Lehrstreitigkeiten gibt es auch in der Orthodoxie, aber sie haben mit wenigen Ausnahmen nicht die Bedeutung erlangt, die ihnen im westlichen Christentum bis heute zukommt. Meditation und Mystik sind wichtiger, vielleicht auch deshalb, weil alle Bischöfe aus dem Mönchsstand kommen (nur sie sind zur Ehelosigkeit verpflichtet), während die verheirateten Diakone und Priester sich Lebensnähe und Volksverbundenheit bewahrt haben.

Die Mitgliedschaft beim Ökumenischen Rat der Kirchen war noch unter kommunistischer Herrschaft über den Ostblock zustande gekommen und entsprach damals auch dem politischen Kalkül, ein Ohr im Westen zu haben. In letzter Zeit wuchsen die Spannungen, weil die orthodoxen Kirchen die Ordination von Frauen ablehnen, die in den westlichen Kirchen der Reformation üblich geworden ist.

Weitere Aufgliederung im 20. Jahrhundert

Die vier alten Patriarchate von Konstantinopel, Alexandrien, Antiochien und Jerusalem sowie die Kirche von Zypern bestehen seit der Antike. Die wichtigste Gründung der Neuzeit ist die russisch-orthodoxe Kirche, zuerst in Kiew, dann mit dem Patriarchat von Moskau (1589 bis 1917).

Erst das vorige Jahrhundert brachte eine weitere nationale Aufgliederung der Orthodoxie in autonome Kirchen, die bis zum Zweiten Weltkrieg weiterging: Patriarchat von Sofia (1782 bis 1961), Kirche von Griechenland (1850), Kirche von Georgien (1917), Patriarchat von Belgrad (1922), Kirche der Tschechoslowakei (1922), Erzdiözese von Finnland (1923), Kirche von Polen (1924), Patriarchat von Bukarest (1925), Kirche von Albanien (1937).

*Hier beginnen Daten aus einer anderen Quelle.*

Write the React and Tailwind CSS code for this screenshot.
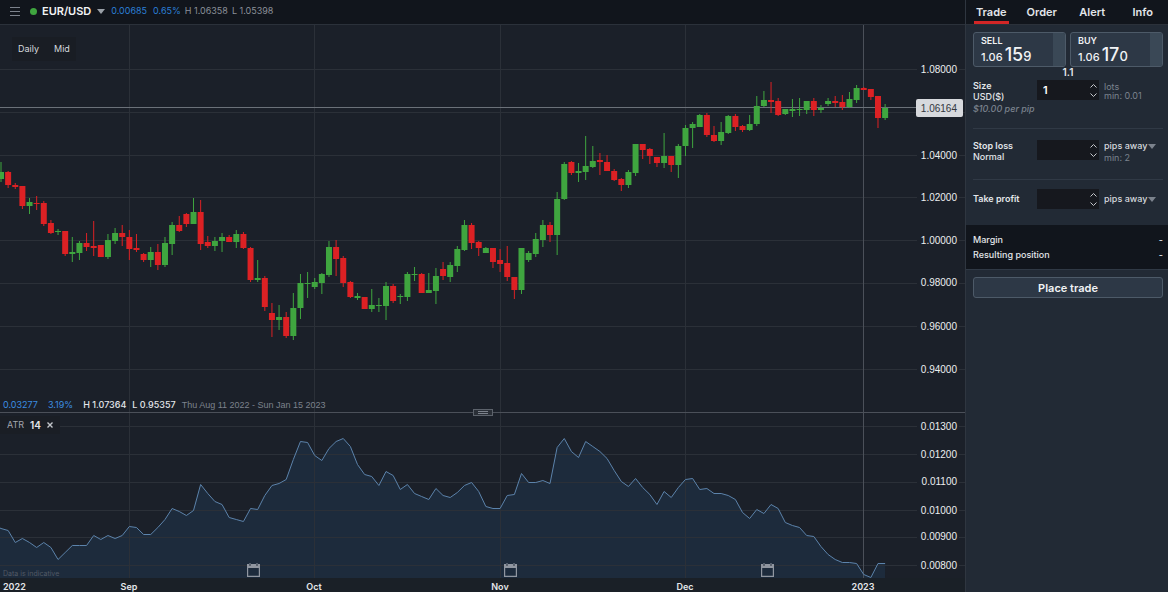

300 Millionen orthodoxe Christen weltweit

Die orthodoxen Kirchen sind keine untereinander getrennten Konfessionen. Sie unterscheiden sich zwar durch ihre liturgischen Zeremonien und Liturgiesprachen, aber ihr Glaube ist derselbe. Stärker als zumeist die römisch-katholische Kirche sind sie mit nationalen Interessen verknüpft. In der Orthodoxie gab es nach den sieben gemeinsamen Konzilien der Antike kein neues, allgemein verbindliches Konzil. Seit Jahren wird ein Panorthodoxes Konzil ergebnislos geplant. Die gesamte Orthodoxie umfasst heute etwa 300 Millionen Christen und ist damit die drittgrößte christliche Gemeinschaft der Welt.